Collection URL Path Hierarchy

I’m trying to build a URL path using collections that will be more than two levels deep. The end result will be similar to this path:

BASE URL/swim-school/north/preschool/red-p3/

I’ve created 3 collections:

  1. Locations - This creates the “North” and South links for the first directory in the URL
  2. Groups - Contains the class groups “preschool” and is a Multi Reference field in Locations for the second directory in the URL
  3. Levels - Contains class levels and is a Multi Reference field in Groups for the third level in the URL

I’m able to get up to two levels of hierarchy:

This “north” page displays the groups but when clicking a group I can’t figure out how to maintain the URL path for a third level. Instead it opens in a new path with two levels:

Does anyone know a way to build collections with more than 2 levels of hierarchy?


Here is my site Read-Only: LINK

Hi Rick,

The only way is to do this on a Webflow-hosted site is to design a reverse proxy that can resolve your desired paths to Webflow’s collection page paths.

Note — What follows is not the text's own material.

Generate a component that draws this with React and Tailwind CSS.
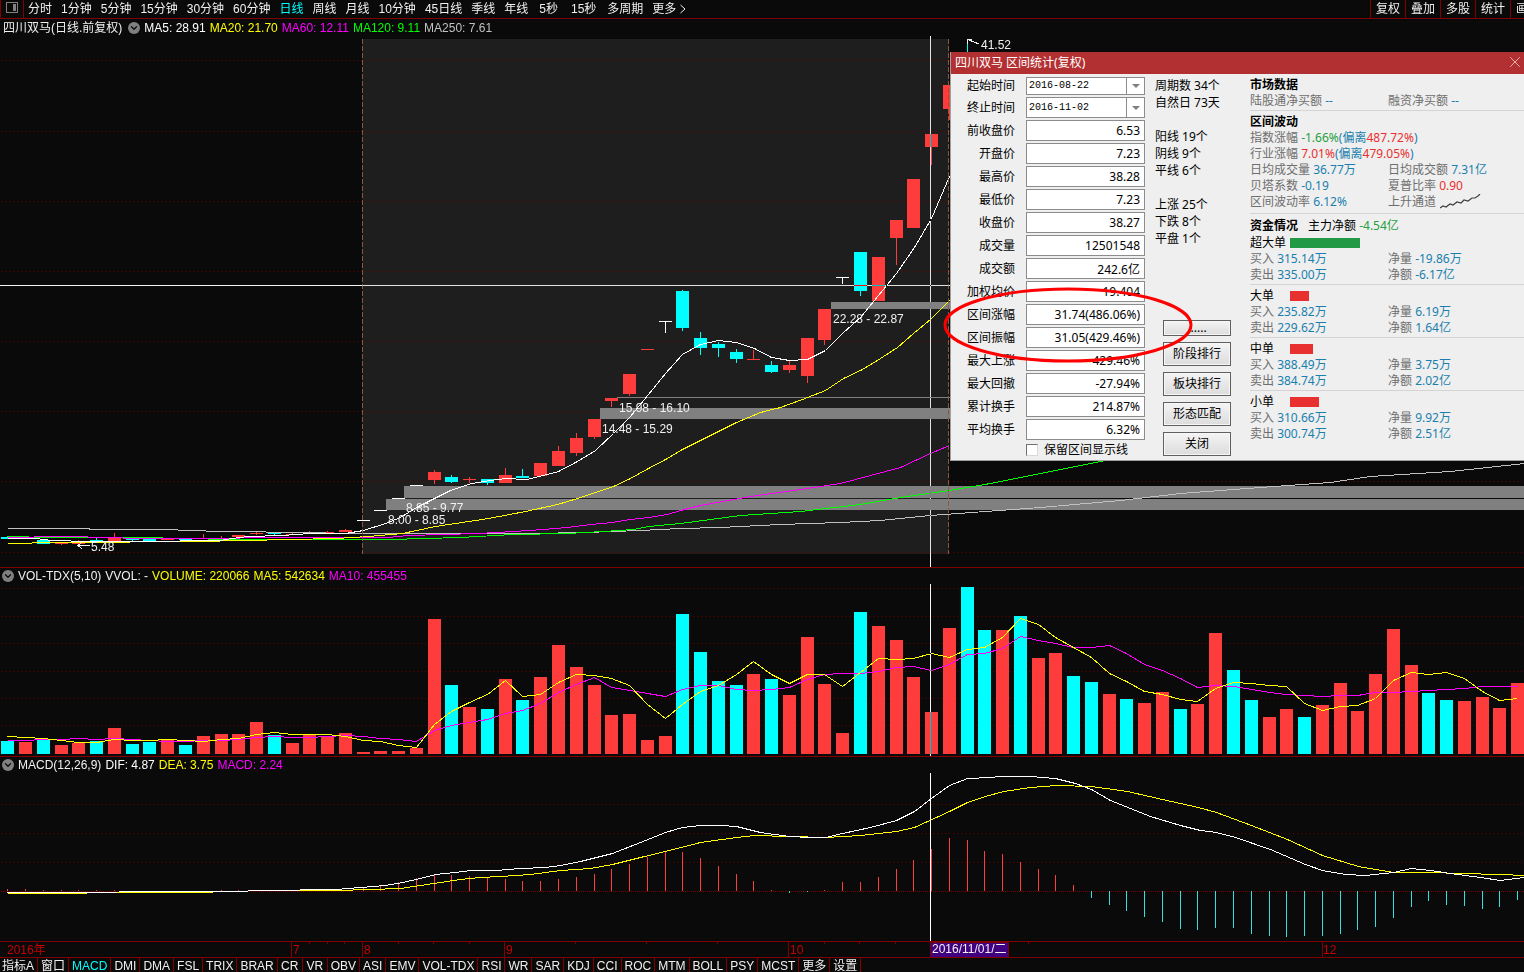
import { useState } from 'react';
import { ChevronDown, X } from 'lucide-react';

const periods = ['分时', '1分钟', '5分钟', '15分钟', '30分钟', '60分钟', '日线', '周线', '月线', '10分钟', '45日线', '季线', '年线', '5秒', '15秒', '多周期'];
const tools = ['复权', '叠加', '多股', '统计', '画'];
const indicators = [
  '指标A', '窗口', 'MACD', 'DMI', 'DMA', 'FSL', 'TRIX', 'BRAR', 'CR', 'VR', 'OBV', 'ASI', 'EMV', 'VOL-TDX', 'RSI', 'WR',
  'SAR', 'KDJ', 'CCI', 'ROC', 'MTM', 'BOLL', 'PSY', 'MCST', '更多', '设置',
];

const RED = '#ff3c3c';
const CYAN = '#00ffff';

// centre of the n-th trading day
const dayX = (i) => Math.floor(7.9 + i * 17.762);

// [day, body top, body bottom, high, low, colour]
const candles = [
  [0, 537, 539, 537, 539, CYAN], [2, 540, 544, 540, 544, CYAN], [3, 542, 544, 542, 545, RED], [4, 541, 544, 540, 544, RED],
  [5, 540, 541, 538, 543, CYAN], [6, 538, 541, 533, 541, RED], [7, 539, 540, 538, 541, CYAN], [8, 539, 541, 539, 541, CYAN],
  [9, 538, 540, 538, 540, RED], [10, 539, 540, 539, 540, CYAN], [11, 538, 539, 534, 539, RED], [12, 538, 539, 536, 539, RED],
  [13, 535, 537, 535, 537, RED], [14, 533, 534, 532, 535, RED], [15, 533, 534, 532, 535, CYAN], [16, 534, 535, 532, 535, RED],
  [17, 533, 534, 531, 534, RED], [18, 532, 533, 531, 533, RED], [19, 530, 532, 529, 532, RED],
  [20, 520, 521, 520, 521, '#fff'], [21, 510, 511, 510, 511, '#fff'], [22, 498, 499, 498, 499, '#fff'], [23, 485, 486, 485, 486, '#fff'],
  [24, 472, 480, 470, 484, RED], [25, 477, 482, 475, 483, CYAN], [26, 479, 480, 477, 483, RED], [27, 479, 483, 479, 485, CYAN],
  [28, 475, 483, 468, 483, RED], [29, 476, 478, 469, 478, CYAN], [30, 463, 476, 463, 477, RED], [31, 451, 466, 446, 466, RED],
  [32, 438, 453, 433, 456, RED], [33, 419, 437, 419, 439, RED], [34, 398, 401, 398, 407, RED], [35, 374, 394, 374, 396, RED],
  [36, 349, 350, 349, 350, RED], [37, 321, 322, 321, 333, '#fff'], [38, 291, 328, 290, 331, CYAN], [39, 338, 348, 332, 355, CYAN],
  [40, 344, 348, 342, 357, CYAN], [41, 352, 359, 349, 363, CYAN], [42, 359, 360, 350, 360, RED], [43, 365, 372, 361, 373, CYAN],
  [44, 365, 370, 361, 373, RED], [45, 338, 376, 338, 383, RED], [46, 309, 340, 309, 345, RED], [47, 277, 278, 277, 284, '#fff'],
  [48, 252, 291, 252, 296, CYAN], [49, 257, 301, 257, 301, RED], [50, 220, 238, 220, 265, RED], [51, 179, 228, 179, 228, RED],
  [52, 134, 147, 134, 165, RED], [53, 85, 109, 85, 120, RED], [54, 80, 90, 40, 90, CYAN],
];

const gaps = [
  { x: 404, y: 486, h: 12, label: '8.85 - 9.77', tx: 406, ty: 512 },
  { x: 386, y: 499, h: 11, label: '8.00 - 8.85', tx: 388, ty: 524 },
  { x: 600, y: 408, h: 11, label: '14.48 - 15.29', tx: 602, ty: 433 },
  { x: 617, y: 397, h: 1, label: '15.98 - 16.10', tx: 619, ty: 412 },
  { x: 831, y: 302, h: 7, label: '22.28 - 22.87', tx: 833, ty: 323 },
];

const priceLines = [
  ['#c0c0c0', '7,528 88,528 90,529 175,529 180,530 230,531 300,532 350,533 530,533 585,532 640,530 680,528 720,527 780,524 840,522 880,520 930,515 1040,507 1120,500 1180,493 1260,487 1330,482 1370,476 1450,471 1524,463'],
  ['#00ff00', '7,536 50,537 140,537 230,539 388,539 425,538 460,537 495,535 513,534 567,533 603,531 633,529 648,526 680,523 740,515 800,511 860,504 900,497 949,490 990,483 1040,473 1100,461 1140,453'],
  ['#ff00ff', '7,537 16,537 52,536 70,536 140,538 340,537 388,537 408,535 443,534 478,533 513,531 543,529 567,527 590,524 612,522 630,519 648,517 667,514 680,510 700,505 750,496 800,489 840,483 870,475 900,467 930,453 949,445'],
  ['#ffff00', '7,543 16,543 48,542 120,542 140,541 195,541 245,540 335,538 368,536 402,533 435,526 455,523 488,518 525,511 557,504 577,498 595,492 613,486 630,478 648,468 667,458 680,450 700,440 718,431 736,422 760,412 780,407 802,399 825,390 843,378 862,369 880,358 897,347 913,333 930,319 949,300'],
  ['#ffffff', '7,538 35,538 52,540 88,541 140,541 220,540 232,538 248,536 282,535 310,533 345,533 363,530 385,523 400,517 416,507 434,498 450,490 471,483 490,480 505,478 526,479 543,475 558,471 577,461 595,450 613,433 630,416 648,394 665,373 682,354 700,344 718,340 736,342 754,348 771,357 789,360 807,359 825,350 842,333 860,317 878,295 896,273 914,247 931,218 949,176'],
];

// top edge of every volume bar, c = falling day
const volume = (
  '741c 742 740c 745 743 741c 728 744c 742c 739 745c 736 734 734 722 735c 743 735 736 733 752 751 751 748 619 685c 707 709c 679 700c ' +
  '677 645 667 685 715 714 740 736 614c 652c 681c 685c 674 679c 695 637 684 733 612c 626 640 677 712 628 587c 630c 630 616c 658 653 ' +
  '676c 682c 694 699c 703 692 709c 704 633 670c 700c 717 709 717c 705 683 711 674 629 665 693c 700c 701 697 708 683'
).split(' ').map((v) => ({ top: parseInt(v, 10), down: v.endsWith('c') }));

const average = (span, early) =>
  volume
    .map((_, i) => {
      if (i < early.length) return `${dayX(i)},${early[i]}`;
      const part = volume.slice(i - span + 1, i + 1);
      return `${dayX(i)},${Math.round(part.reduce((sum, v) => sum + v.top, 0) / span)}`;
    })
    .join(' ');

const volumeLines = [
  ['#ff00ff', average(10, [740, 740, 739, 739, 738, 739, 738, 739, 740])],
  ['#ffff00', average(5, [736, 737, 738, 740])],
];

const histogram = [
  889, 889, 890, 890, 890, 890, 890, 891, 891, 891, 891, 891, 890, 890, 890, 890, 890, 890, 890, 890, 888, 885, 882, 878, 874, 875, 876, 878,
  879, 881, 881, 879, 877, 874, 869, 864, 857, 851, 852, 858, 866, 874, 881, 890, 893, 892, 890, 882, 882, 877, 869, 860, 849, 838, 840, 851,
  854, 862, 869, 875, 885, 898, 905, 911, 917, 922, 929, 930, 928, 928, 934, 936, 937, 936, 936, 934, 930, 927, 918, 907, 901, 905, 906, 909,
  907, 900,
];

const macdLines = [
  ['#ffff00', '7,893 85,893 88,892 195,892 230,891 265,890 335,890 370,889 400,888 420,885 440,882 460,879 480,877 500,876 530,874 560,870 590,868 612,864 640,857 665,851 700,842 736,837 754,835 825,837 860,835 896,831 914,827 949,811 967,802 985,796 1003,791 1030,787 1056,785 1091,786 1127,791 1162,799 1198,807 1216,812 1251,825 1287,839 1322,855 1358,866 1393,872 1430,872 1460,873 1500,874 1524,875'],
  ['#ffffff', '7,892 230,891 265,890 335,889 360,887 385,885 402,882 420,878 435,874 455,872 470,870 495,870 520,868 545,867 560,865 580,861 612,853 640,842 665,832 682,827 700,825 720,825 736,826 760,832 789,836 810,837 825,837 842,833 870,827 896,820 914,811 931,798 949,785 967,778 990,777 1000,776 1030,776 1055,778 1075,783 1091,789 1110,800 1130,808 1150,816 1180,825 1200,830 1216,832 1235,837 1270,849 1305,864 1322,870 1345,874 1365,875 1393,872 1411,868 1430,870 1450,873 1480,877 1500,880 1524,877'],
];

const prices = [
  ['前收盘价', '6.53'], ['开盘价', '7.23'], ['最高价', '38.28'], ['最低价', '7.23'], ['收盘价', '38.27'], ['成交量', '12501548'],
  ['成交额', '242.6亿'], ['加权均价', '19.404'], ['区间涨幅', '31.74(486.06%)'], ['区间振幅', '31.05(429.46%)'], ['最大上涨', '429.46%'],
  ['最大回撤', '-27.94%'], ['累计换手', '214.87%'], ['平均换手', '6.32%'],
];

const counts = ['周期数 34个', '自然日 73天', '', '阳线 19个', '阴线 9个', '平线 6个', '', '上涨 25个', '下跌 8个', '平盘 1个'];

const orders = [
  { name: '大单', bar: 19, buy: '235.82万', sell: '229.62万', net: '6.19万', amount: '1.64亿' },
  { name: '中单', bar: 23, buy: '388.49万', sell: '384.74万', net: '3.75万', amount: '2.02亿' },
  { name: '小单', bar: 29, buy: '310.66万', sell: '300.74万', net: '9.92万', amount: '2.51亿' },
];

// a chart area; children are drawn in page coordinates
function Plot({ top, className, children }) {
  return (
    <svg className={`block w-full ${className}`} shapeRendering="crispEdges">
      <g transform={`translate(0 ${-top})`}>{children}</g>
    </svg>
  );
}

function GridLines({ rows }) {
  return rows.map((y) => (
    <line key={y} x1="1" x2="100%" y1={y + 0.5} y2={y + 0.5} stroke="#640000" strokeDasharray="1 3" />
  ));
}

function Lines({ lines }) {
  return lines.map(([color, points]) => (
    <polyline key={color} points={points} fill="none" stroke={color} transform="translate(0.5 0.5)" />
  ));
}

function Legend({ title, items }) {
  return (
    <div className="flex h-4 items-center gap-1 overflow-hidden whitespace-nowrap">
      {title}
      {items.map(([text, color]) => (
        <span key={text} className={color}>{text}</span>
      ))}
    </div>
  );
}

function RoundToggle({ label }) {
  return (
    <button aria-label={label} className="ml-0.5 flex size-3 shrink-0 items-center justify-center rounded-full bg-[#808080] text-[#0a0a0a]">
      <ChevronDown size={10} strokeWidth={3} />
    </button>
  );
}

function Pair({ label, value, color = 'text-[#1a7fae]' }) {
  return (
    <div>
      <span className="text-[#6e6e6e]">{label}</span> <span className={color}>{value}</span>
    </div>
  );
}

function Flow({ buy, sell, net, amount }) {
  return (
    <div className="grid grid-cols-[138px_1fr]">
      <Pair label="买入" value={buy} />
      <Pair label="净量" value={net} />
      <Pair label="卖出" value={sell} />
      <Pair label="净额" value={amount} />
    </div>
  );
}

function DateRow({ id, label, value, height }) {
  return (
    <div className="grid grid-cols-[64px_119px] items-center gap-[11px]">
      <label htmlFor={id} className="text-right">{label}</label>
      <div className="relative">
        <select id={id} className={`block w-full appearance-none border border-[#8c8c8c] bg-white pl-0.5 font-['Liberation_Mono','Noto_Sans_CJK_SC',monospace] text-[10px] ${height}`}>
          <option>{value}</option>
        </select>
        <span className="pointer-events-none absolute inset-y-px right-px flex w-[18px] items-center justify-center border-l border-[#8c8c8c]">
          <span className="border-x-4 border-t-4 border-x-transparent border-t-[#808080]" />
        </span>
      </div>
    </div>
  );
}

function ActionButton({ className = 'h-6', children }) {
  return (
    <button className={`block w-[68px] overflow-hidden border border-[#606060] bg-linear-to-b from-[#f4f4f4] to-[#dcdcdc] text-center leading-none inset-ring inset-ring-[#f6f6f6] ${className}`}>
      {children}
    </button>
  );
}

function RangeDialog() {
  const [keep, setKeep] = useState(false);

  return (
    <section className="absolute top-[52px] right-0 w-[574px] border-b border-l border-[#a0a0a0] bg-[#efefef] pb-0.5 font-['Noto_Sans','Noto_Sans_CJK_SC',sans-serif] text-xs leading-4 whitespace-nowrap text-black">
      <header className="flex h-[22px] items-center justify-between bg-[#b33032] pl-1 text-white">
        <h2>四川双马 区间统计(复权)</h2>
        <button aria-label="关闭窗口" className="pb-0.5 text-[#f4d8d8]"><X size={18} strokeWidth={1} /></button>
      </header>
      <div className="flex pt-[3px]">
        <form className="flex flex-col gap-0.5">
          <DateRow id="from" label="起始时间" value="2016-08-22" height="h-[18px]" />
          <DateRow id="to" label="终止时间" value="2016-11-02" height="h-[21px]" />
          {prices.map(([label, value]) => (
            <div key={label} className="grid grid-cols-[64px_119px] items-center gap-[11px]">
              <label htmlFor={label} className="text-right">{label}</label>
              <input id={label} readOnly value={value} className="h-[21px] w-full border border-[#8c8c8c] bg-white pr-1 text-right" />
            </div>
          ))}
          <label className="ml-[75px] flex h-4 items-center gap-1.5">
            <input
              type="checkbox"
              checked={keep}
              onChange={(e) => setKeep(e.target.checked)}
              className="size-3 appearance-none border border-[#d8d8d8] border-t-[#707070] border-l-[#707070] bg-white checked:bg-[#707070]"
            />
            保留区间显示线
          </label>
        </form>

        <div className="ml-2.5 flex w-[95px] flex-col justify-between pb-0.5">
          <div className="leading-[17px]">
            {counts.map((text, i) => (
              <p key={i} className="h-[17px]">{text}</p>
            ))}
          </div>
          <div className="flex flex-col gap-1.5 pl-2">
            <ActionButton className="h-4">......</ActionButton>
            <ActionButton>阶段排行</ActionButton>
            <ActionButton>板块排行</ActionButton>
            <ActionButton>形态匹配</ActionButton>
            <ActionButton>关闭</ActionButton>
          </div>
        </div>

        <div className="flex-1 divide-y divide-[#d4d4d4]">
          <div className="pb-px">
            <h3 className="font-bold">市场数据</h3>
            <div className="grid grid-cols-[138px_1fr]">
              <Pair label="陆股通净买额" value="--" />
              <Pair label="融资净买额" value="--" />
            </div>
          </div>
          <div className="py-[3px]">
            <h3 className="font-bold">区间波动</h3>
            <p className="text-[#1a7fae]">
              <span className="text-[#6e6e6e]">指数涨幅</span> <span className="text-[#26a040]">-1.66%</span>(偏离<span className="text-[#e83030]">487.72%</span>)
            </p>
            <p className="text-[#1a7fae]">
              <span className="text-[#6e6e6e]">行业涨幅</span> <span className="text-[#e83030]">7.01%</span>(偏离<span className="text-[#e83030]">479.05%</span>)
            </p>
            <div className="grid grid-cols-[138px_1fr]">
              <Pair label="日均成交量" value="36.77万" />
              <Pair label="日均成交额" value="7.31亿" />
              <Pair label="贝塔系数" value="-0.19" />
              <Pair label="夏普比率" value="0.90" color="text-[#e83030]" />
              <Pair label="区间波动率" value="6.12%" />
              <div className="flex items-center gap-1 text-[#6e6e6e]">
                上升通道
                <svg width="41" height="16" fill="none" stroke="#404040" strokeWidth="1.2">
                  <path d="M0 14l3-2 3 1 4-3 3 1 4-3 4 1 3-3 4 1 4-3 3 0 3-2 2-2" />
                </svg>
              </div>
            </div>
          </div>
          <div className="pt-[3px] pb-px">
            <p className="leading-[17px]"><b>资金情况</b><span className="ml-2.5">主力净额</span> <span className="text-[#26a040]">-4.54亿</span></p>
            <div className="flex h-[17px] items-center"><span className="w-10">超大单</span><i className="h-2.5 w-[70px] bg-[#229a45]" /></div>
            <Flow buy="315.14万" sell="335.00万" net="-19.86万" amount="-6.17亿" />
          </div>
          {orders.map((order) => (
            <div key={order.name} className="pt-[3px] pb-px">
              <div className="flex h-4 items-center">
                <span className="w-10">{order.name}</span>
                <i className="h-2.5 bg-[#e83030]" style={{ width: order.bar }} />
              </div>
              <Flow {...order} />
            </div>
          ))}
        </div>
      </div>
      <svg className="pointer-events-none absolute top-[234px] -left-2 h-20 w-[252px]" fill="none" stroke="#ff0000" strokeWidth="3">
        <ellipse cx="125" cy="39" rx="123" ry="36" />
      </svg>
    </section>
  );
}

export default function App() {
  const [period, setPeriod] = useState('日线');
  const [indicator, setIndicator] = useState('MACD');

  return (
    <main className="relative flex min-h-screen flex-col overflow-hidden bg-[#0a0a0a] font-['Liberation_Sans','Noto_Sans_CJK_SC',sans-serif] text-xs leading-4 text-[#f0f0f0]">
      <nav className="flex h-[19px] overflow-hidden border-b border-[#800000] leading-[18px] whitespace-nowrap">
        <button aria-label="侧栏" className="flex w-6 shrink-0 items-center justify-center border-r border-l border-[#800000] pb-1">
          <svg width="12" height="11" fill="none" stroke="#808080" shapeRendering="crispEdges">
            <rect x="0.5" y="0.5" width="11" height="10" />
            <path d="M7 2h3v7H7z" fill="#808080" stroke="none" />
          </svg>
        </button>
        <div className="flex gap-[9px] pl-1">
          {periods.map((name) => (
            <button
              key={name}
              onClick={() => setPeriod(name)}
              className={`${period === name ? 'text-[#00ffff]' : ''} ${name.endsWith('秒') ? 'px-0.5' : ''} h-[18px]`}
            >
              {name}
            </button>
          ))}
          <button className="flex h-[18px] items-center gap-1">
            更多
            <svg width="6" height="10" fill="none" stroke="#f0f0f0"><path d="M.5 1l4.500 4-4.500 4" /></svg>
          </button>
        </div>
        <div className="ml-auto flex w-[154px] shrink-0 overflow-hidden">
          {tools.map((name) => (
            <button key={name} className="h-[18px] w-[35px] shrink-0 border-l border-[#800000] pl-[5px] text-left">
              {name}
            </button>
          ))}
        </div>
      </nav>

      <section className="border-b border-[#800000] pt-px">
        <Legend
          title={<><h1 className="pl-[3px]">四川双马(日线.前复权)</h1><RoundToggle label="主图指标" /></>}
          items={[
            ['MA5: 28.91', 'text-white'], ['MA20: 21.70', 'text-[#ffff00]'], ['MA60: 12.11', 'text-[#ff00ff]'],
            ['MA120: 9.11', 'text-[#00ff00]'], ['MA250: 7.61', 'text-[#c0c0c0]'],
          ]}
        />
        <Plot top={36} className="h-[531px]">
          <rect x="362" y="39" width="587" height="515" fill="#1e1e1e" />
          <GridLines rows={[60, 131, 201, 271, 341, 411, 481, 552]} />
          {gaps.map((gap) => (
            <rect key={gap.label} x={gap.x} y={gap.y} width="100%" height={gap.h} fill="#808080" />
          ))}
          {candles.map(([day, top, bottom, high, low, color]) => (
            <g key={day} fill={color}>
              <rect x={dayX(day) - 6} y={top} width="13" height={bottom - top} />
              <rect x={dayX(day)} y={high} width="1" height={low - high} />
            </g>
          ))}
          <Lines lines={priceLines} />
          <g fill="#f0f0f0">
            {gaps.map((gap) => (
              <text key={gap.label} x={gap.tx} y={gap.ty}>{gap.label}</text>
            ))}
            <text x="91" y="551">5.48</text>
            <text x="981" y="49">41.52</text>
          </g>
          <path d="M90 545.5H78M82 542l-4 3.5 4 3.5M979 44l-10-4M967.500 44v-5h4" fill="none" stroke="#f0f0f0" />
          <path d="M362.500 39v515M948.500 39v515" stroke="#8a5a3c" strokeDasharray="5 2" />
          <rect y="285" width="100%" height="1" fill="#fff" className="mix-blend-difference" />
          <rect x="930" y="35" width="1" height="532" fill="#fff" className="mix-blend-difference" />
        </Plot>
      </section>

      <section className="border-b border-[#800000]">
        <Legend
          title={<><RoundToggle label="成交量指标" /><span>VOL-TDX(5,10)</span></>}
          items={[
            ['VVOL: -', ''], ['VOLUME: 220066', 'text-[#ffff00]'], ['MA5: 542634', 'text-[#ffff00]'], ['MA10: 455455', 'text-[#ff00ff]'],
          ]}
        />
        <Plot top={584} className="h-[172px]">
          <GridLines rows={[588, 616, 643, 671, 698, 725]} />
          {volume.map((bar, i) => (
            <rect key={i} x={dayX(i) - 6} y={bar.top} width="13" height={754 - bar.top} fill={bar.down ? CYAN : RED} />
          ))}
          <Lines lines={volumeLines} />
          <rect x="930" y="584" width="1" height="172" fill="#fff" className="mix-blend-difference" />
        </Plot>
      </section>

      <section>
        <Legend
          title={<><RoundToggle label="副图指标" /><span>MACD(12,26,9)</span></>}
          items={[['DIF: 4.87', 'text-white'], ['DEA: 3.75', 'text-[#ffff00]'], ['MACD: 2.24', 'text-[#ff00ff]']]}
        />
        <Plot top={773} className="h-[168px]">
          <GridLines rows={[804, 833, 862]} />
          <line x1="1" x2="100%" y1="891.5" y2="891.5" stroke="#800000" strokeDasharray="1 1" />
          {histogram.map((y, i) => (
            <rect key={i} x={dayX(i)} y={Math.min(y, 891)} width="1" height={Math.abs(y - 891)} fill={y > 891 ? '#33e0e0' : RED} />
          ))}
          <Lines lines={macdLines} />
          <rect x="930" y="773" width="1" height="168" fill="#fff" />
        </Plot>
      </section>

      <svg className="block h-4 w-full border-t border-[#800000]" fill="#c80000" shapeRendering="crispEdges">
        <path
          d="M291.500 0v16M362.500 0v16M504.500 0v16M788.500 0v16M1322.500 0v16M309.500 0v2M327.500 0v2M344.500 0v2M398.500 0v2M433.500 0v2M469.500 0v2M575.500 0v2M646.500 0v2M717.500 0v2M824.500 0v2M859.500 0v2M895.500 0v2M1028.500 0v2"
          stroke="#800000"
        />
        <text x="7" y="12">2016年</text>
        <text x="293" y="12">7</text>
        <text x="364" y="12">8</text>
        <text x="506" y="12">9</text>
        <text x="790" y="12">10</text>
        <text x="1323" y="12">12</text>
        <rect x="930.500" y="0" width="78" height="15" fill="#400080" stroke="#800000" />
        <text x="932" y="11" fill="#f0f0f0">2016/11/01/二</text>
      </svg>

      <nav className="flex h-[15px] overflow-hidden border-t border-[#800000] leading-4 whitespace-nowrap">
        {indicators.map((name) => (
          <button
            key={name}
            onClick={() => setIndicator(name)}
            className={`${indicator === name ? 'text-[#00ffff]' : ''} h-4 min-w-[25px] border-r border-[#800000] px-[3px] first:pl-0.5`}
          >
            {name}
          </button>
        ))}
      </nav>

      <RangeDialog />
    </main>
  );
}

If you need help building this, here’s a page on how I build this for clients. At the bottom are some technical notes that may help if you’re coding it yourself.

You’ll want to give some special thought to how you’re mapping these.
A CMS driven hierarchy is actually rather tricky because you have to get that CMS data to the reverse proxy for path resolution.

If you can afford to, I’d avoid that and go with a “static path map” that you hardcode into your path resolver, or else an “arbitrary path map” which simplifies the map publishing.

For example in a blog site, I might add a field “Canonical Path” to the blog, and you enter whatever path you want. That map then gets published to a hidden page, which the RP can pick up and use for resolution.

Also keep in mind you will also want to correct your canonicals and your sitemap.

Thanks for your help @memetican I’ll look more into this. It seems like it shouldn’t be this difficult to create logical paths that suit the hierarchy of your site’s content. Starting to think more about going back to Wordpress although I’d rather not.

I fully agree, the path restrictions were a real shock to me when I first began using Webflow. In truth it hasn’t affected me on most sites, and Webflow’s approach has the advantage of keeping URLs shorter.

But for some projects, that limitation is a problem.